Kagame is one of only seven leaders that have recognised the results of the December election. The situation in Kenya places particular pressure on Rwanda because the landlocked country is dependent on its neighbour for road and rail connections to the sea.

It is possible that, like Ambassador Ranneberger, he is now rethinking his attitude to Kibaki. “I tend to suggest that maybe whatever in terms of leadership that is there should be swept aside and space be created for people to go back on the drawing board and settle their grievances,” Kagame said.

He added, “In the wake of such senseless killings with no immediate solution, if anybody suggested that [military] option to me, I would say I agree with it.”

Kenyan army helicopters were used briefly to fire on protesters in the tourist town of Naivasha, and soldiers have been patrolling the streets of the town after violence spread to this area. But there has been no general mobilisation.

Senior officers are said to be reluctant to deploy the army because they fear that it may split along tribal lines. The army is made up of all the Kenyan tribes. In the past, the government has preferred to rely on the paramilitary police.

Kenya is one of the few African countries never to have experienced a military coup. But that record is clearly coming under strain.

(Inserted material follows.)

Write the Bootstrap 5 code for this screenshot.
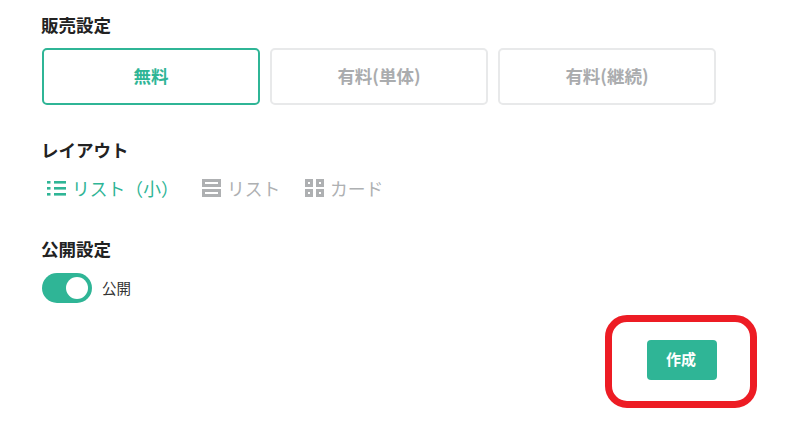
<!DOCTYPE html>
<html lang="ja">
<head>
<meta charset="utf-8">
<title>設定</title>
<link href="https://cdn.jsdelivr.net/npm/bootstrap@5.3.0/dist/css/bootstrap.min.css" rel="stylesheet">
<style>
html,body{height:442px;overflow:hidden;background:#fff}
body{font-family:"Noto Sans CJK JP","Noto Sans",sans-serif;color:#222}
.page-wrap{position:relative;width:798px;height:442px;padding:14px 0 0 42px}
.sec-title{font-size:17.5px;font-weight:700;line-height:22px;margin:0 0 0 -1px;color:#222}
.sale-row{margin-top:12px;gap:10px}
.sale-btn{width:218px;height:57px;border:2px solid #e8e9ea;border-radius:5px;background:#fff;color:#aaacae;font-size:17.5px;font-weight:700;padding:0}
.sale-btn.is-on{border-color:#2fb596;color:#2fb596}
.sec-layout{margin-top:34px}
.layout-row{margin-top:15px;height:24px;font-size:17.8px;line-height:24px;color:#aeb0b2;padding-left:5px}
.layout-opt{display:flex;align-items:center;gap:6px}
.layout-opt.is-on{color:#2fb596}
.opt-small{width:155px}
.opt-list{width:103px}
.sec-public{margin-top:38px}
.toggle-row{margin-top:13px;gap:10px;font-size:14.5px;color:#333}
.toggle-pill{width:50px;height:30px;border-radius:15px;background:#2fb596;display:flex;justify-content:flex-end;align-items:center;padding-right:4px}
.toggle-knob{width:22px;height:22px;border-radius:50%;background:#fff}
.action-row{margin-top:37px;width:675px}
.create-btn{width:70px;height:40px;background:#2fb596;border:0;border-radius:4px;color:#fff;font-size:15px;font-weight:700;padding:0 2px 2px 0}
.create-btn:hover{background:#2fb596;color:#fff}
.red-mark{position:absolute;left:605px;top:315px;width:152px;height:93px;border:7px solid #ed1c24;border-radius:22px;pointer-events:none}
</style>
</head>
<body>
<div class="page-wrap">
  <h2 class="sec-title">販売設定</h2>
  <div class="d-flex sale-row">
    <button type="button" class="btn sale-btn is-on">無料</button>
    <button type="button" class="btn sale-btn">有料(単体)</button>
    <button type="button" class="btn sale-btn">有料(継続)</button>
  </div>

  <h2 class="sec-title sec-layout">レイアウト</h2>
  <div class="d-flex layout-row">
    <div class="layout-opt is-on opt-small">
      <svg width="19" height="16" viewBox="0 0 19 16" fill="#2fb596"><rect x="0" y="1" width="3.5" height="2.6"/><rect x="7" y="1" width="12" height="2.6"/><rect x="0" y="7" width="3.5" height="2.6"/><rect x="7" y="7" width="12" height="2.6"/><rect x="0" y="13" width="3.5" height="2.6"/><rect x="7" y="13" width="12" height="2.6"/></svg>
      <span>リスト（小）</span>
    </div>
    <div class="layout-opt opt-list">
      <svg width="19" height="18" viewBox="0 0 19 18" fill="#aeb0b2"><path fill-rule="evenodd" d="M0 0h19v8H0zM3 3v2h13V3zM0 10h19v8H0zM3 13v2h13v-2z"/></svg>
      <span>リスト</span>
    </div>
    <div class="layout-opt">
      <svg width="19" height="18" viewBox="0 0 19 18" fill="#aeb0b2"><path fill-rule="evenodd" d="M0 0h8v8H0zM3 3v2h2V3zM11 0h8v8h-8zM14 3v2h2V3zM0 10h8v8H0zM3 13v2h2v-2zM11 10h8v8h-8zM14 13v2h2v-2z"/></svg>
      <span>カード</span>
    </div>
  </div>

  <h2 class="sec-title sec-public">公開設定</h2>
  <div class="d-flex align-items-center toggle-row">
    <div class="toggle-pill"><div class="toggle-knob"></div></div>
    <span>公開</span>
  </div>

  <div class="d-flex justify-content-end action-row">
    <button type="button" class="btn create-btn">作成</button>
  </div>
  <div class="red-mark"></div>
</div>
<script src="https://cdn.jsdelivr.net/npm/bootstrap@5.3.0/dist/js/bootstrap.bundle.min.js"></script>
</body>
</html>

For their own reasons, both the government and the opposition are reluctant to deploy the army. A senior government official told the Financial Times that deploying the army was “out of the question.” The opposition fears that it may prove impossible to return the army to its barracks.

If the situation continues to deteriorate, and there is every reason to suppose that it will, it may be that foreign troops will be deployed in Kenya. There have already been rumours that Ugandan troops have been seen inside Kenya, and Kagame’s statement indicates that he may be willing to act. Such a move would depend on the US administration giving Kenya’s neighbours the green light to intervene.